Democrats tried to blame the impasse on Republicans, noting that they control both the White House and Congress.
But their own polling revealed that a shutdown could be a bigger political problem for Democrats fighting for survival in conservative states.
A survey of red-state voters conducted last month by the Senate Majority PAC, which aims to elect Democrats to the Senate, showed that 48 percent of respondents would blame them for a shutdown, compared with 39 percent who said the fault would lie with Trump and the Republicans.
Other Democrats also felt uncomfortable with the shutdown being defined purely as an exercise to address the concerns of the dreamers. Beginning Sunday and into Monday, Senate Democrats began to try to tweak the terms of the debate and spoke of other issues driving their stance, such as efforts to secure disaster aid or expand community health centers.
Searching for silver linings, some argued that what their liberal base saw as capitulation was actually a sign of something the Senate has not experienced in years — bipartisanship.
After the government shut down, “there was a large group, 25 senators almost evenly divided between the parties, that immediately went to work and fixed this and that’s the way this place is supposed to work. So I’d rather dwell on that than what might have been had we not gotten this done,” said Sen. Claire McCaskill (D-Mo.), who is battling for reelection in a state that Trump won by nearly 19 percentage points in 2016.
Whether that kind of cooperation can continue is another question. Much will hinge on whether McConnell follows through on his pledge to deal with the immigration issues that brought the two sides to their three-day standoff.
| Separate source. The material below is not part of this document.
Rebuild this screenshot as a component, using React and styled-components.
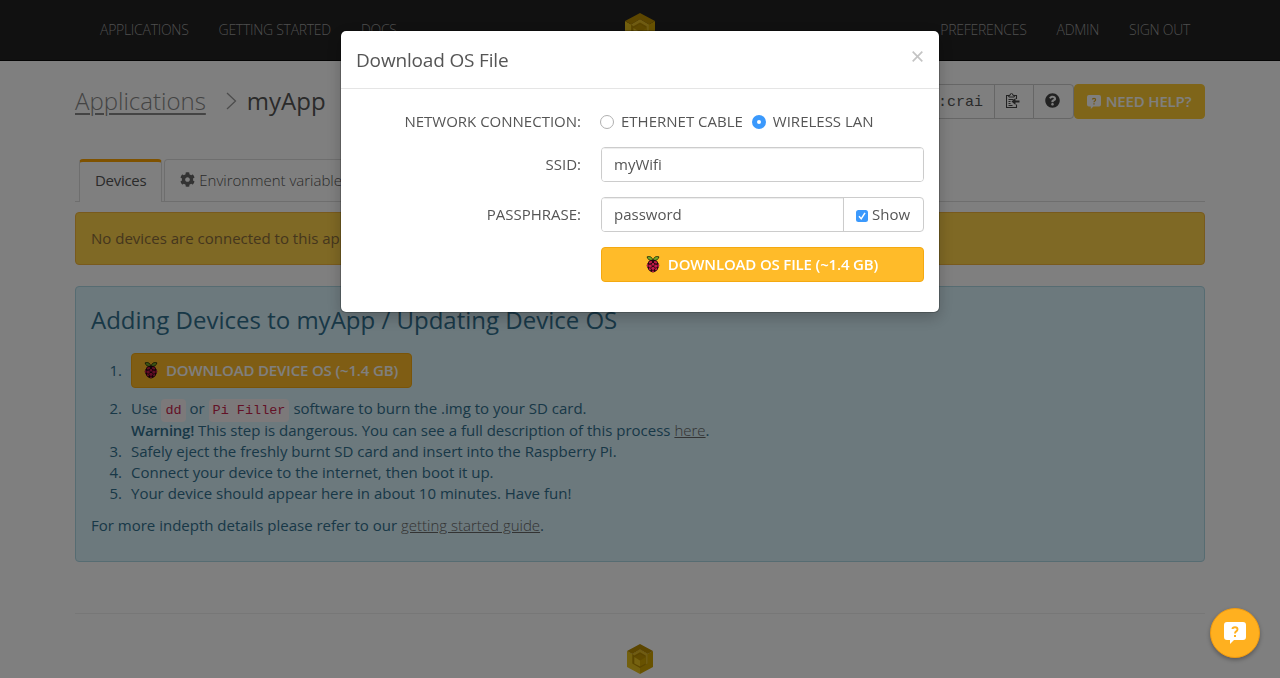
import React from 'react';
import styled, { createGlobalStyle } from 'styled-components';
import { FaQuestionCircle, FaCog } from 'react-icons/fa';

const Global = createGlobalStyle`
  *, *::before, *::after { box-sizing: border-box; }
  html, body { margin: 0; height: 678px; overflow: hidden; }
  body {
    background: #fff; color: #555;
    font: 15px/21px "Open Sans", "Noto Sans", sans-serif;
  }
`;

const Page = styled.div`height: 678px; overflow: hidden;`;

const Container = styled.div`width: 1130px; margin: 0 auto;`;

const Navbar = styled.header`
  height: 61px;
  background: #222;
  border-bottom: 1px solid #080808;
`;
const NavInner = styled(Container)`
  height: 60px;
  padding: 0 15px 0 25px;
  display: grid;
  grid-template-columns: 1fr 30px 1fr;
  align-items: center;
  & > svg { margin-left: -5px; }
`;
const NavGroup = styled.nav`
  display: flex;
  gap: 30px;
  padding-bottom: 1px;
  justify-content: ${p => p.$end ? 'flex-end' : 'flex-start'};
`;
const NavLink = styled.a`
  font-size: 14px;
  font-weight: 300;
  letter-spacing: -0.28px;
  text-transform: uppercase;
  color: #9d9d9d;
  white-space: nowrap;
`;

const Heading = styled.div`
  display: flex;
  align-items: center;
  justify-content: space-between;
  height: 35px;
  margin-top: 23px;
`;
const Crumbs = styled.h1`
  margin: 0;
  padding-bottom: 2px;
  display: flex;
  align-items: center;
  font-size: 24px;
  line-height: 34px;
  font-weight: 400;
  color: #555;
  & > svg { margin: 1px 10px 0 20px; }
`;
const CrumbLink = styled.a`
  font-weight: 300;
  color: #888;
  text-decoration: underline;
  text-decoration-thickness: 2px;
  text-underline-offset: 3px;
`;
const Tools = styled.div`display: flex; height: 35px;`;
const Command = styled.div`
  width: 420px;
  border: 1px solid #ccc;
  padding: 0 11px;
  line-height: 36px;
  text-align: right;
  white-space: nowrap;
  overflow: hidden;
  font-family: "Liberation Mono", monospace;
  color: #555;
`;
const ToolButton = styled.button`
  width: ${p => p.$last ? 41 : 40}px;
  padding: 0 2px 2px 0;
  margin-left: -1px;
  border: 1px solid #ccc;
  border-radius: ${p => p.$last ? '0 4px 4px 0' : 0};
  background: #fff;
  color: #444;
  display: flex;
  align-items: center;
  justify-content: center;
`;
const Button = styled.button`
  height: 35px;
  width: ${p => p.$width};
  padding: 0 1px 0 0;
  display: flex;
  align-items: center;
  justify-content: center;
  gap: ${p => p.$gap || 8}px;
  border: 1px solid ${p => p.$flat ? '#ffcb33' : '#f4a911'};
  border-radius: 4px;
  background: ${p => p.$bg || '#ffbb29'};
  color: #fff;
  font: 600 15px/21px "Open Sans", sans-serif;
  letter-spacing: -0.16px;
  text-transform: uppercase;
  white-space: nowrap;
`;

const Tabs = styled.div`
  display: flex;
  gap: 2px;
  height: 43px;
  margin-top: 40px;
  padding-left: 4px;
  border-bottom: 1px solid #ddd;
`;
const Tab = styled.div`
  height: ${p => p.$active ? 43 : 42}px;
  padding: ${p => p.$active ? '8px 15px 0' : '10px 15px 0'};
  border: 1px solid #ddd;
  border-bottom: 0;
  border-top: ${p => p.$active ? '3px solid #ffa500' : '1px solid #ddd'};
  border-radius: 4px 4px 0 0;
  background: #fff;
  font-weight: ${p => p.$active ? 400 : 300};
  color: #555;
  letter-spacing: ${p => p.$active ? '-0.3px' : '0'};
  display: flex;
  gap: 4px;
  white-space: nowrap;
  & > svg { color: #666; margin-top: 2px; }
`;

const Notice = styled.div`
  height: 53px;
  margin-top: 10px;
  padding: 15px;
  border: 1px solid #f2b53b;
  border-radius: 4px;
  background: #ffd24a;
  color: #8a6d3b;
`;

const Panel = styled.section`
  height: 276px;
  margin-top: 21px;
  padding: 15px;
  border: 1px solid #acd8e4;
  border-radius: 4px;
  background: #d9f2fa;
  color: #31708f;
`;
const PanelTitle = styled.h2`
  margin: 1px 0 17px;
  font-size: 24px;
  line-height: 33px;
  font-weight: 400;
`;
const Steps = styled.ol`
  margin: 0 0 11px;
  padding: 0;
  display: flex;
  flex-direction: column;
  list-style: none;
  counter-reset: step;
`;
const Step = styled.li`
  display: grid;
  grid-template-columns: 31px 1fr;
  column-gap: 9px;
  margin-bottom: ${p => p.$gap || 0}px;
  line-height: ${p => p.$tall ? 34 : 21}px;
  counter-increment: step;
  &::before { content: counter(step) '.'; text-align: right; }
`;
const Line = styled.div`
  height: ${p => p.$h || 21}px;
  b { font-weight: 600; letter-spacing: -0.25px; }
`;
const Code = styled.code`
  padding: 4px;
  border-radius: 4px;
  background: #f9f2f4;
  color: #c7254e;
  font: 13.5px "Liberation Mono", monospace;
`;
const TextLink = styled.a`
  color: #666;
  font-weight: 300;
  text-decoration: underline;
`;
const Para = styled.p`margin: 0;`;

const Footer = styled.footer`
  margin-top: 51px;
  padding-top: 30px;
  border-top: 1px solid #eee;
  display: flex;
  justify-content: center;
`;

const Backdrop = styled.div`
  position: fixed;
  inset: 0;
  display: flex;
  justify-content: center;
  align-items: flex-start;
  padding-top: 30px;
  background: rgba(0, 0, 0, 0.5);
`;
const Dialog = styled.div`
  width: 600px;
  height: 283px;
  border: 1px solid rgba(0, 0, 0, 0.2);
  border-radius: 6px;
  background: #fff;
  background-clip: padding-box;
  box-shadow: 0 5px 15px rgba(0, 0, 0, 0.2);
`;
const DialogHead = styled.div`
  height: 58px;
  padding: 0 16px 0 15px;
  display: flex;
  align-items: center;
  justify-content: space-between;
  border-bottom: 1px solid #e5e5e5;
  & > svg { margin-bottom: 6px; }
`;
const DialogTitle = styled.h4`
  margin: 0;
  font-size: 19px;
  line-height: 26px;
  font-weight: 400;
  letter-spacing: -0.17px;
`;
const Form = styled.form`
  padding: 15px;
  display: grid;
  grid-template-columns: 225px 323px;
  grid-template-rows: 28px 35px 35px 35px;
  column-gap: 20px;
  row-gap: 15px;
`;
const Label = styled.label`
  text-align: right;
  line-height: 35px;
  text-transform: uppercase;
`;
const Choices = styled.div`
  display: flex;
  align-items: center;
  height: 35px;
  margin-left: -1px;
`;
const Choice = styled.label`
  display: flex;
  align-items: center;
  gap: 7px;
  margin-right: 9px;
  text-transform: uppercase;
  white-space: nowrap;
`;
const Radio = styled.span`
  width: 14px;
  height: 14px;
  border-radius: 50%;
  border: ${p => p.$on ? '5px solid #3b99fc' : '1px solid #b0b0b0'};
  background: #fff;
`;
const Group = styled.div`
  display: flex;
  border: 1px solid #ccc;
  border-radius: 4px;
  overflow: hidden;
`;
const Input = styled.input`
  flex: 1;
  min-width: 0;
  border: 0;
  padding: 0 12px 2px;
  outline: 0;
  color: #555;
  font: 15px "Open Sans", sans-serif;
  box-shadow: inset 0 1px 1px rgba(0, 0, 0, 0.075);
`;
const Addon = styled.label`
  width: 80px;
  padding-left: 12px;
  display: flex;
  align-items: center;
  gap: 4px;
  border-left: 1px solid #ccc;
  & > svg { margin-top: 2px; }
`;
const Row = styled.div`grid-column: 2;`;

const ChatButton = styled.button`
  position: fixed;
  right: 20px;
  bottom: 20px;
  width: 50px;
  height: 50px;
  padding: 0;
  display: flex;
  align-items: center;
  justify-content: center;
  border: 1px solid #f09a10;
  border-radius: 50%;
  background: #ffb01f;
  box-shadow: 0 2px 4px rgba(0, 0, 0, 0.3);
`;

const Cube = ({ width = 26 }) => (
  <svg width={width} height={width * 30 / 26} viewBox="0 0 26 30">
    <path d="M0 7 13 14 13 30 0 23Z" fill="#e6c01c" />
    <path d="M26 7v16l-13 7V14Z" fill="#d0a400" />
    <path d="M13 0 26 7 20.700 10 13 5.500 5.300 10 0 7Z" fill="#b88c00" />
    <path d="M13 5.500 20.700 10v9.500L13 24 5.300 19.500V10Z" fill="#b48a00" />
    <path d="M13 5.500 20.700 10v9.500l-2 1V11.500L13 8.200 7.300 11.500 5.300 10Z" fill="#e0b824" />
    <path d="M13 10 18.700 13 13 16.500 7.300 13Z" fill="#c09400" />
    <path d="M7.300 13 13 16.500V22.500L7.300 19.500Z" fill="#ecc520" />
    <path d="M18.700 13 13 16.500v6l5.700-3Z" fill="#d0a400" />
  </svg>
);

const Raspberry = () => (
  <svg width="14" height="17" viewBox="0.500 0 15 18" preserveAspectRatio="none">
    <path d="M7.700 4.600C4.500 5 2 3.500 1.700.9 4.800-.1 7.400 1.200 7.700 4.600ZM8.300 4.600C11.500 5 14 3.500 14.300.9 11.200-.1 8.600 1.200 8.300 4.600Z" fill="#75a928" stroke="#1d2a0b" strokeWidth=".9" />
    <path d="M8 4c3 0 5 1.200 5.500 3.500 1.600 1.200 1.500 3.800.2 5.200C13 15.300 10.500 17.300 8 17.500 5.500 17.300 3 15.300 2.300 12.700 1 11.300.9 8.700 2.500 7.500 3 5.200 5 4 8 4Z" fill="#20070f" />
    <g fill="#c51a4a">
      <ellipse cx="5.300" cy="6.600" rx="1.900" ry="1.200" transform="rotate(-25 5.300 6.600)" />
      <ellipse cx="10.700" cy="6.600" rx="1.900" ry="1.200" transform="rotate(25 10.700 6.600)" />
      <circle cx="8" cy="8.800" r="1.400" />
      <circle cx="5" cy="10.700" r="1.800" />
      <circle cx="11" cy="10.700" r="1.800" />
      <circle cx="8" cy="13" r="1.700" />
      <ellipse cx="2.300" cy="10" rx=".8" ry="1.800" />
      <ellipse cx="13.700" cy="10" rx=".8" ry="1.800" />
      <ellipse cx="4.700" cy="14" rx="1.300" ry="1" transform="rotate(45 4.700 14)" />
      <ellipse cx="11.300" cy="14" rx="1.300" ry="1" transform="rotate(-45 11.300 14)" />
      <ellipse cx="8" cy="16.100" rx="1.400" ry=".8" />
    </g>
  </svg>
);

const Bubble = ({ size, mark }) => (
  <svg width={size} height={size} viewBox="0 0 22 22">
    <path d="M3 0h16a3 3 0 0 1 3 3v12a3 3 0 0 1-3 3h-9l-4 4v-4H3a3 3 0 0 1-3-3V3a3 3 0 0 1 3-3Z" fill="#fff" />
    <path d="M8.500 7Q8.500 5.300 11 5.300t2.500 2q0 1.300-1.300 2.100Q11 10.200 11 11.500" fill="none" stroke={mark} strokeWidth="1.900" />
    <path d="M10 13h2v2h-2Z" fill={mark} />
  </svg>
);

const PasteIcon = () => (
  <svg width="14" height="15" viewBox="0 0 14 15" fill="none" stroke="currentColor">
    <path d="M3.500 2.500h-3v12h10v-3M10.500 6V2.500h-3" strokeWidth="1.100" />
    <path d="M2.800 4V2.300h1.300Q4.300.3 5.500.3T6.900 2.300h1.400V4Z" strokeWidth="1" />
    <path d="M2.500 6.500h5M2.500 8.500h2M2.500 10.500h2M2.500 12.500h4" />
    <path d="M13.500 8.500H8" strokeWidth="2" />
    <path d="M9.500 5v7L5.500 8.500Z" fill="currentColor" stroke="none" />
  </svg>
);

const Chevron = () => (
  <svg width="11" height="18" viewBox="0 0 11 18" fill="none" stroke="#999" strokeWidth="1.300">
    <path d="M1 1 9.500 9 1 17" />
  </svg>
);

const CloseIcon = () => (
  <svg width="11" height="11" viewBox="0 0 11 11" stroke="#c4c4c4" strokeWidth="1.700">
    <path d="M.7.700 10.300 10.300M10.300.7.700 10.300" />
  </svg>
);

const CheckBox = () => (
  <svg width="12" height="12" viewBox="0 0 12 12">
    <rect width="12" height="12" rx="2.500" fill="#3b99fc" />
    <path d="m3 6.300 2.200 2.500 3.800-6" fill="none" stroke="#fff" strokeWidth="1.500" />
  </svg>
);

export default function App() {
  return (
    <Page>
      <Global />
      <Navbar>
        <NavInner>
          <NavGroup>
            <NavLink>Applications</NavLink>
            <NavLink>Getting Started</NavLink>
            <NavLink>Docs</NavLink>
          </NavGroup>
          <Cube width={30} />
          <NavGroup $end>
            <NavLink>Preferences</NavLink>
            <NavLink>Admin</NavLink>
            <NavLink>Sign out</NavLink>
          </NavGroup>
        </NavInner>
      </Navbar>
      <Container>
        <Heading>
          <Crumbs>
            <CrumbLink>Applications</CrumbLink>
            <Chevron />
            myApp
          </Crumbs>
          <Tools>
            <Command>:crai</Command>
            <ToolButton><PasteIcon /></ToolButton>
            <ToolButton $last><FaQuestionCircle size={15} /></ToolButton>
            <Button $width="131px" $gap={5} $bg="#ffcb33" $flat>
              <Bubble size={14} mark="#e0a820" />Need help?
            </Button>
          </Tools>
        </Heading>
        <Tabs>
          <Tab $active>Devices</Tab>
          <Tab><FaCog size={15} />Environment variables</Tab>
        </Tabs>
        <Notice>No devices are connected to this app</Notice>
        <Panel>
          <PanelTitle>Adding Devices to myApp / Updating Device OS</PanelTitle>
          <Steps>
            <Step $tall $gap={10}>
              <Button $width="281px"><Raspberry />Download device OS (~1.4 GB)</Button>
            </Step>
            <Step>
              <div>
                <Line $h={22}>Use <Code>dd</Code> or <Code>Pi Filler</Code> software to burn the .img to your SD card.</Line>
                <Line><b>Warning!</b> This step is dangerous. You can see a full description of this process <TextLink>here</TextLink>.</Line>
              </div>
            </Step>
            <Step>Safely eject the freshly burnt SD card and insert into the Raspberry Pi.</Step>
            <Step>Connect your device to the internet, then boot it up.</Step>
            <Step>Your device should appear here in about 10 minutes. Have fun!</Step>
          </Steps>
          <Para>For more indepth details please refer to our <TextLink>getting started guide</TextLink>.</Para>
        </Panel>
        <Footer><Cube /></Footer>
      </Container>

      <Backdrop>
        <Dialog>
          <DialogHead>
            <DialogTitle>Download OS File</DialogTitle>
            <CloseIcon />
          </DialogHead>
          <Form>
            <Label>Network connection:</Label>
            <Choices>
              <Choice><Radio />Ethernet cable</Choice>
              <Choice><Radio $on />Wireless LAN</Choice>
            </Choices>
            <Label>SSID:</Label>
            <Group><Input defaultValue="myWifi" /></Group>
            <Label>Passphrase:</Label>
            <Group>
              <Input defaultValue="password" />
              <Addon><CheckBox />Show</Addon>
            </Group>
            <Row><Button $width="323px"><Raspberry />Download OS file (~1.4 GB)</Button></Row>
          </Form>
        </Dialog>
      </Backdrop>
      <ChatButton><Bubble size={22} mark="#ffb01f" /></ChatButton>
    </Page>
  );
}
“Now comes the test, the real test, as to whether we can get this done, whether we can be the Senate again, whether we can return to regular order on the floor and constructively have a debate,” said Sen. Richard J. Durbin (Ill.), the Senate minority whip. “For some of you, it will be the first time you’ve ever seen it. But believe me, it’s worth the price of admission, all it took for you to come to the United States Senate.”